Don Covay : l’autre roi du rock ‘n’ soul

Né le 24 mars 1938, Don Covay s'est éteint samedi 31 janvier 2015 à l'âge de 76 ans. Il ne s'était jamais vraiment remis d'une violente attaque cérébrale survenue il y a plus de vingt ans. Sans cette santé défaillante, l'ancien protégé de Little Richard et grand inspirateur de Mick Jagger aurait certainement bénéficié du regain actuel pour la soul. Au même titre que Solomon Burke, ancien compère du soul clan et champion reconnu du rock 'n' soul.

Wilson Pickett a dit de Covay qu'il était « le pire entertainer [qui soit]. Tout le monde aurait payé pour qu'il sorte de scène ». Mais Pickett, c'était « le méchant » (the wicked). Et peut-être aussi était-il un peu jaloux. Jaloux de celui que Little Richard avait surnommé, à ses débuts vers 1957, « le beau gosse » (the pretty boy). Jaloux d'un surdoué de la chanson, auteur d'une foule de succès aussi bien pour Aretha Franklin (Chain of fools et See-saw) que pour Solomon Burke, Jerry Butler, Gladys Knight & the Pips, Little Richard et … Pickett lui-même. Car avant de remporter son premier succès personnel avec Mercy mercy (Rosemart, 1964), Covay s'installe à New York pour travailler au cœur de l'industrie musicale, chez l'un des principaux éditeurs du fameux Brill Building. C'est là que l'enfant de Caroline du Sud, fils d'un prêcheur baptiste tôt disparu, montre avec quelle habilité et intelligence il manie mots, rythmes et images. Avec une sensibilité folle – You can run (but you can't hide) pour Jerry Butler – ou bien une légèreté dans l'air du temps (Pony time par Chubby Checker).
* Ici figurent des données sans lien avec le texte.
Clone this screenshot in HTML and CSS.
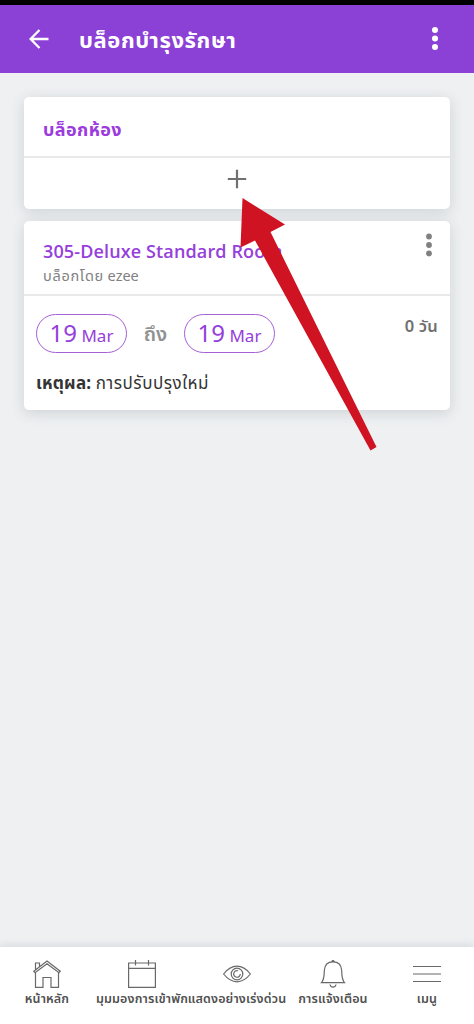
FILE: index.html
```
<!DOCTYPE html>
<html lang="th">
<head>
<meta charset="utf-8">
<meta name="viewport" content="width=device-width, initial-scale=1">
<title>บล็อกบำรุงรักษา</title>
<link rel="stylesheet" href="styles.css">
</head>
<body>
<div class="screen">
  <header class="appbar">
    <svg class="back" width="20" height="20" viewBox="0 0 20 20"><path d="M10.500 1 1.600 10l8.900 9M2 10h17.500"/></svg>
    <h1 class="title">บล็อกบำรุงรักษา</h1>
    <svg class="dots" width="8" height="24" viewBox="0 0 8 24"><circle cx="4" cy="3" r="3"/><circle cx="4" cy="11.500" r="3"/><circle cx="4" cy="20" r="3"/></svg>
  </header>
  <main class="content">
    <section class="card add-card">
      <h2 class="add-title">บล็อกห้อง</h2>
      <div class="add-row"><svg width="20" height="20" viewBox="0 0 20 20"><path d="M10 .8v18.400M.8 10h18.400"/></svg></div>
    </section>
    <section class="card room-card">
      <div class="room-head">
        <div>
          <h2 class="room-name">305-Deluxe Standard Room</h2>
          <p class="blocked-by"><span class="by">บล็อกโดย</span> ezee</p>
        </div>
        <svg class="dots room-dots" width="8" height="24" viewBox="0 0 8 24"><circle cx="4" cy="3.500" r="2.900"/><circle cx="4" cy="12" r="2.900"/><circle cx="4" cy="20.500" r="2.900"/></svg>
      </div>
      <div class="dates">
        <span class="pill"><b>19</b> Mar</span>
        <span class="to">ถึง</span>
        <span class="pill"><b>19</b> Mar</span>
        <span class="days">0 วัน</span>
      </div>
      <p class="reason"><strong>เหตุผล:</strong> <span>การปรับปรุงใหม่</span></p>
    </section>
  </main>
  <nav class="tabs">
    <a class="tab"><svg width="28" height="28" viewBox="0 0 28 28"><path d="M.8 11.200 14 1l13.200 10.200-1.200 1.500L14 3.800 2 12.700zM2.500 10V3h4v3.500M2.500 12.500V27.300h7.500V17.500h8v9.800h7.500V12.500"/></svg><span>หน้าหลัก</span></a>
    <a class="tab"><svg width="28" height="28" viewBox="0 0 28 28"><path d="M.6 3h26.800v24.300H.6zM.6 8.300h26.800M7.500 0v5.500M20.500 0v5.500"/></svg><span>มุมมองการเข้าพัก</span></a>
    <a class="tab"><svg width="28" height="28" viewBox="0 0 28 28"><path d="M.6 14C5 8.500 9 6.200 14 6.200S23 8.500 27.400 14C23 19.500 19 21.800 14 21.800S5 19.500 .6 14zM15 10.800A3.300 3.300 0 1 0 17.300 14"/><circle cx="14" cy="14" r="5.800"/></svg><span>แสดงอย่างเร่งด่วน</span></a>
    <a class="tab alerts"><svg width="28" height="28" viewBox="0 0 28 28"><path d="M2.500 22.700C5.500 19 5 16 5.300 10.500 5.600 5 8.500 1.800 14 1.800s8.400 3.200 8.700 8.700C23 16 22.500 19 25.500 22.700zM11 24.500c.5 3.500 5.500 3.500 6 0M12.700 1.500Q14-.5 15.300 1.500"/></svg><span>การแจ้งเตือน</span></a>
    <a class="tab"><svg width="28" height="28" viewBox="0 0 28 28"><path d="M0 6.500h28M0 14h28M0 21.500h28"/></svg><span>เมนู</span></a>
  </nav>
  <svg class="pointer" width="137" height="254" viewBox="0 0 137 254"><path d="M2.500 0 45 26.500 30.500 34 136.500 249l-6 3.500L15 42.500.500 49.500z"/></svg>
</div>
</body>
</html>
```
FILE: styles.css
```
* { box-sizing: border-box; }
body { margin: 0; font-family: "Noto Sans", "Noto Sans Thai", sans-serif; }
h1, h2, p { margin: 0; }
svg { display: block; fill: none; flex: none; }
.screen { position: relative; width: 474px; height: 1024px; display: flex; flex-direction: column; background: #eef0f2; overflow: hidden; white-space: nowrap; }
.appbar { height: 73px; border-top: 5px solid #000; background: #8b40d6; display: flex; align-items: center; padding: 0 35px 0 29px; color: #fff; }
.back { stroke: #fff; stroke-width: 2.300; }
.title { flex: 1; margin-left: 30px; font-size: 22px; line-height: 30px; font-weight: 700; letter-spacing: .6px; }
.dots { fill: #fff; }
.content { flex: 1; display: flex; flex-direction: column; gap: 12px; padding: 24px; }
.card { background: #fff; border-radius: 5px; box-shadow: 0 3px 14px rgba(55, 70, 80, .17); }
.add-card { height: 112px; }
.add-title { height: 61px; padding: 17px 19px 0; border-bottom: 2px solid #e7e9eb; font-size: 18px; line-height: 30px; color: #9c3bdd; letter-spacing: .4px; }
.add-row { display: flex; justify-content: center; padding-top: 11px; }
.add-row svg { stroke: #707070; stroke-width: 2.200; }
.room-card { height: 189px; }
.room-head { height: 75px; display: flex; justify-content: space-between; border-bottom: 2px solid #e7e9eb; padding: 17px 17px 0 19px; }
.room-name { font-family: "Open Sans", sans-serif; font-size: 18px; line-height: 26px; font-weight: 600; color: #9640db; letter-spacing: .13px; }
.blocked-by { font-size: 14.500px; line-height: 23px; color: #808080; }
.by { letter-spacing: .7px; }
.room-dots { fill: #808080; margin-top: -5px; }
.dates { display: flex; align-items: flex-start; padding: 18px 12px 0; }
.pill { width: 91px; height: 39px; border: 1px solid #a660d5; border-radius: 20px; text-align: center; line-height: 35px; font-size: 17px; color: #9640db; }
.pill b { font-size: 24px; font-weight: 400; }
.to { width: 57px; text-align: center; line-height: 40px; font-size: 20px; font-weight: 600; color: #929292; }
.days { margin-left: auto; font-size: 16.500px; line-height: 24px; font-weight: 600; color: #707070; letter-spacing: .2px; }
.reason { padding: 14px 12px 0; font-size: 17px; line-height: 30px; color: #333; }
.reason strong { letter-spacing: .2px; }
.reason span { letter-spacing: .5px; }
.tabs { height: 77px; background: #fff; box-shadow: 0 -2px 8px rgba(55, 70, 80, .12); display: grid; grid-template-columns: repeat(5, 95px); padding-top: 13px; }
.tab { display: flex; flex-direction: column; align-items: center; margin-left: -1px; color: #505050; font-size: 12.500px; line-height: 22px; font-weight: 600; letter-spacing: .15px; }
.alerts { margin-left: 1px; }
.tab svg { stroke: #696969; stroke-width: 1.200; }
.pointer { position: absolute; left: 240px; top: 198px; fill: #cf1322; }
```
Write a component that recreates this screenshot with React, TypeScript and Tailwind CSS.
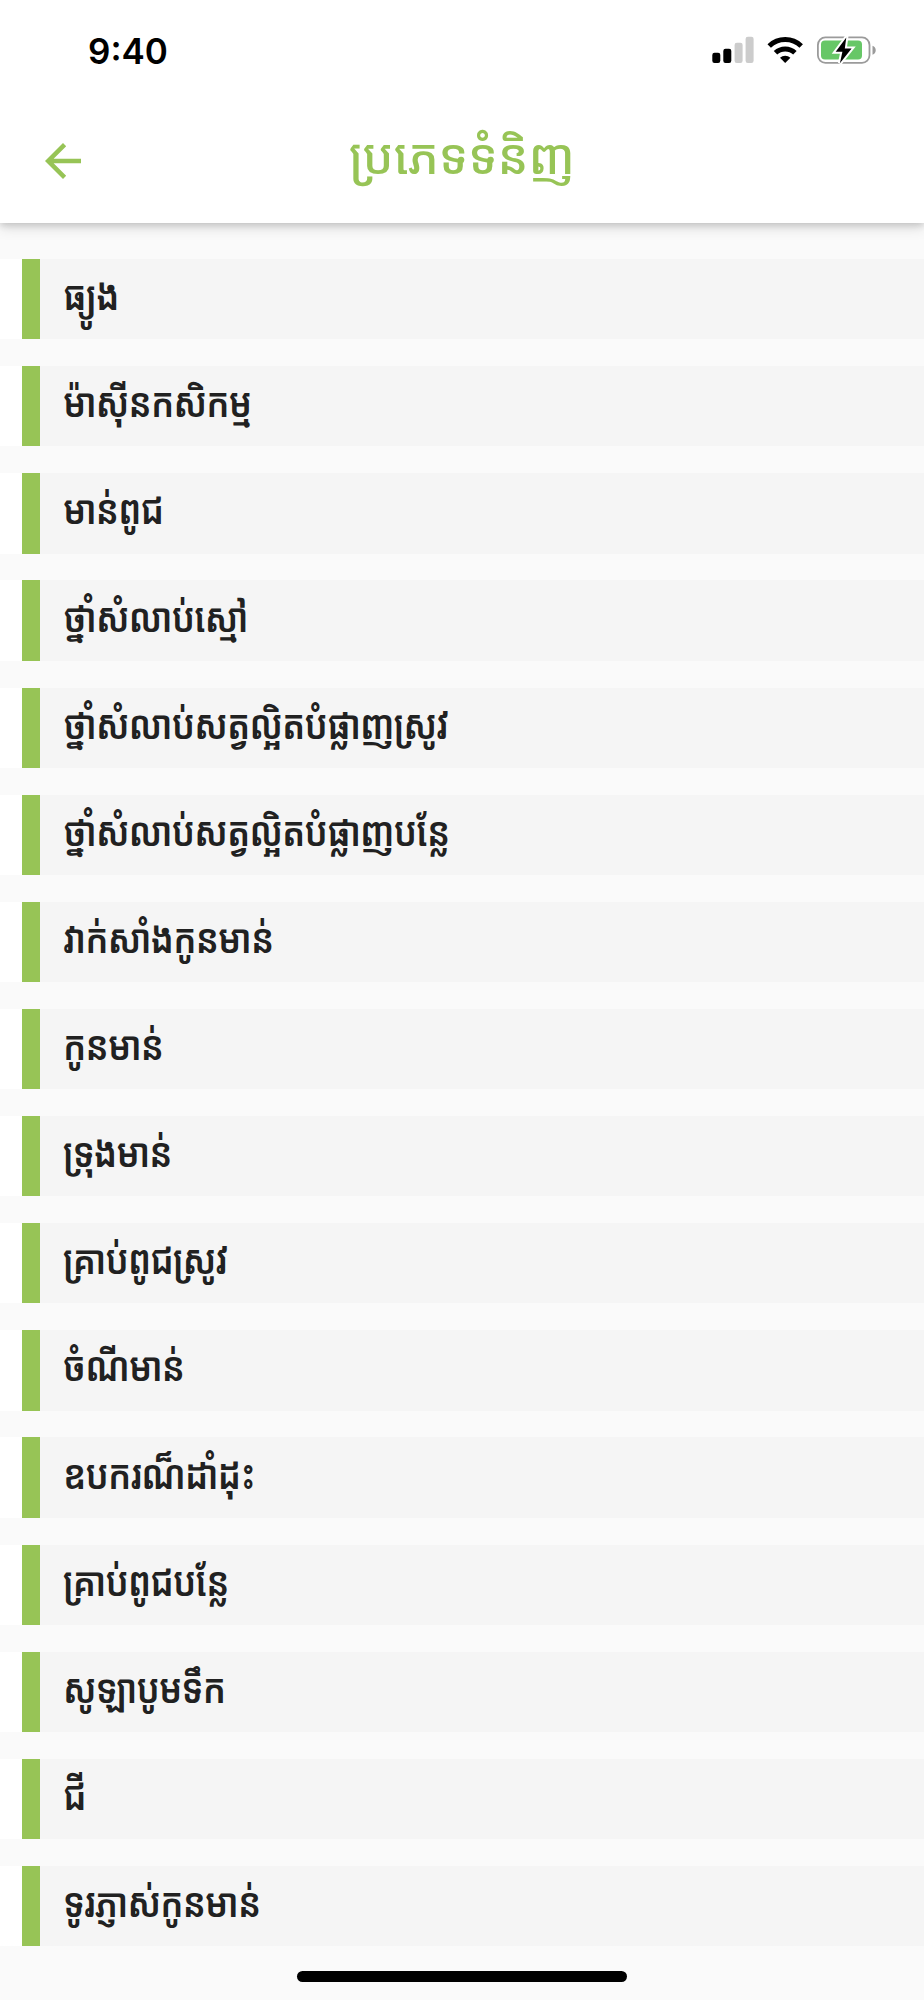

En 1973. © : Collection Gilles Pétard

Mais ce n'est pas tout : Covay était un interprète hors pair. Recruté sur Atlantic par Jerry Wexler, le chanteur et guitariste imprime un style inimitable à partir du milieu des années 1960. L'équivalent à New York de ce que Curtis Mayfield réalise déjà depuis quelques années à Chicago. Claire ou saturée, une guitare électrique mène le plus souvent la danse. La stéréo joue à plein pour mettre en valeur des arrangements d'une grande finesse. Surtout, les voix sont aériennes, fascinantes. Souvent, elles se répondent, ou se superposent. De ce point de vue, Precious you, enregistré en 1964, est un bijou, une signature qui restera la sienne après son départ de chez Atlantic et qui explique la beauté de son principal succès sur Mercury, I was checkin' out she was checkin' in (en 1973, avec un alter ego qu'il faudrait identifier – Prince Phillip Mitchell ?). Mais la voix de Covay, c'est aussi un cri, un cri soul ou rock, c'est selon, mais un cri tellement semblable à ceux de quelques Britanniques qui, au même moment, changent la face des musiques populaires. C'est Mick Jagger, ou encore Van Morrison. Un océan les sépare et, pourtant, au même moment, ceux-là emploient la même veine parfois violente pour chanter des amours et des tourments de jeunesse. Troublant.  Malgré ses multiples talents, Don Covay n'a publié qu'une petite dizaine d'albums. Sur le dernier, sorti en 2000 grâce à l'un de ses admirateurs, on retrouve plusieurs de ses anciens compagnons, parmi lesquels … Wilson Pickett.